Literature and Resources
Good books and resources to read
This section provides a curated list of books and resources to enhance your understanding of Large Language Models. Each recommendation includes a brief description to help you choose the most suitable resources for you.
Large Language Models
Hosted LLMs
These are powerful LLMs hosted by companies, which you can access through APIs (Application Programming Interfaces). You typically pay for usage.
- OpenAI (ChatGPT): The creators of ChatGPT and GPT-4, offering a range of models.
- Mistral: A European-based company offering competitive models.
- Google (Gemini): Google’s LLM, offering strong performance and integration with Google services.
- Anthropic (Claude): Known for its its ability to handle code effectively.
Local LLMs
These tools can be used to run open-source LLMs that you can download and run on your own machine. This gives you more privacy and control, but requires more technical expertise and computational resources.
- Ollama: Free and open-source tool to run large language models locally, supports a wide range of models. Note, that the models are not as powerful as the hosted ones and that your computer needs to have a good GPU to run larger models. Smaller models with less than 8B parameters can also often be run on a CPU with enough available RAM. Great for privacy and if you don’t want to pay for the hosted models.

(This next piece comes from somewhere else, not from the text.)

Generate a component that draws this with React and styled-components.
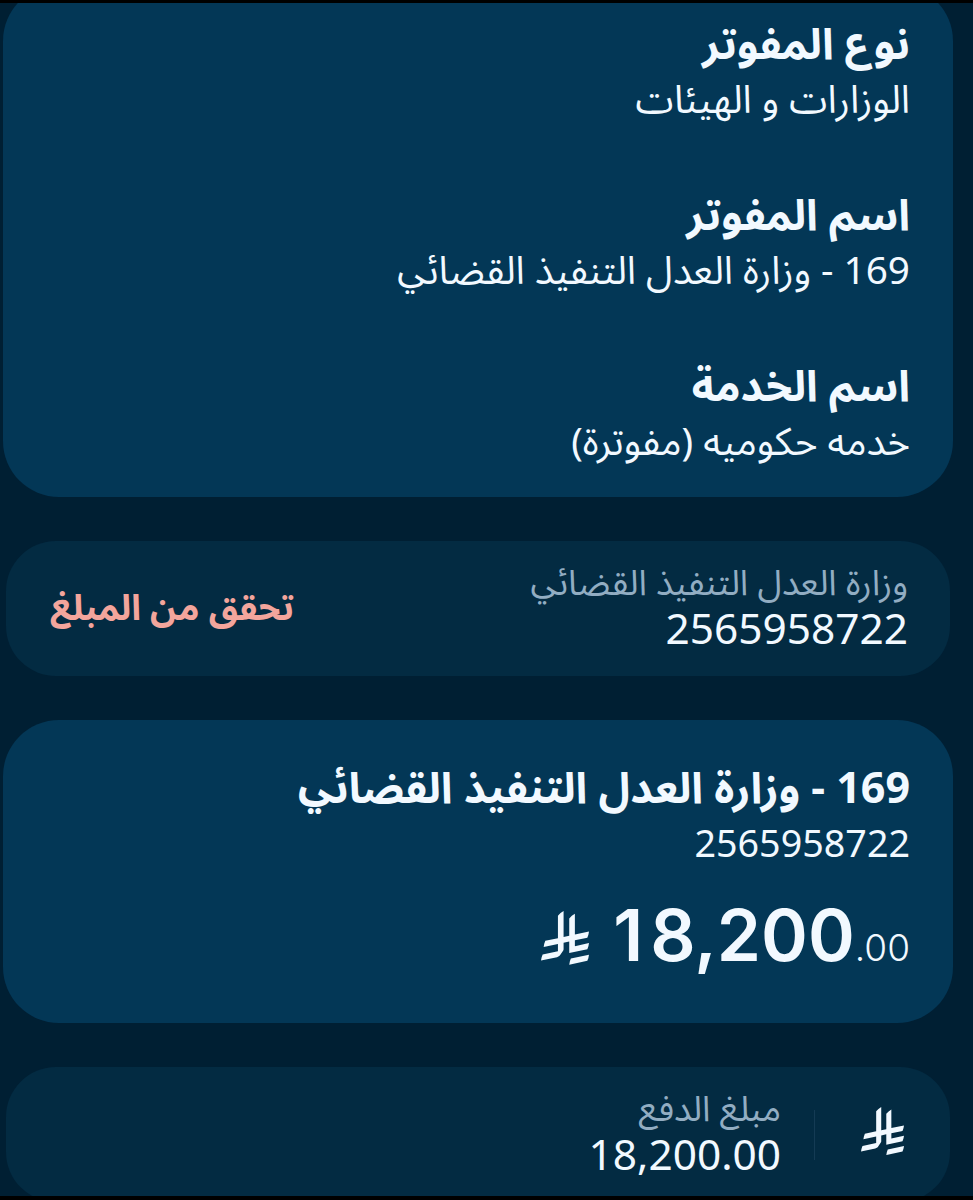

- Hugging Face: Hosts a wide range of large language models, including models fine-tuned for specific tasks by the community. Models can also be downloaded to Ollama and run locally, if your computer is powerful enough.
Working with data
In addition to the hosted and local LLMs, there are also tools that allow you to work with LLMs in a browser to build RAG apps or custom chatbots.
- NotebookLM**: Google’s Gemini that can be fed with files, images and YouTube videos to generate text based on the content. Only works within a workspace of Google, you can’t make it available to the public (yet).
- LM Studio: An application for discovering, downloading, and running LLMs locally. It supports various model architectures and offers both a Chat UI and an OpenAI-compatible local server. Features include offline document chat capabilities and easy model downloads from Hugging Face.
- Open Web UI: Open Web UI is a tool to run large language models locally (in conjuction with, for example, Ollama). It is a browser-based interface that allows you to interact with the models and build RAG apps.
Further resources
- Quarto: A static website generator that is very powerful and flexible. Used to create the slides and the website for the course.
- Github: The largest provider for git repositories owned by Microsoft. A lot of open source projects are hosted here and you can read the code.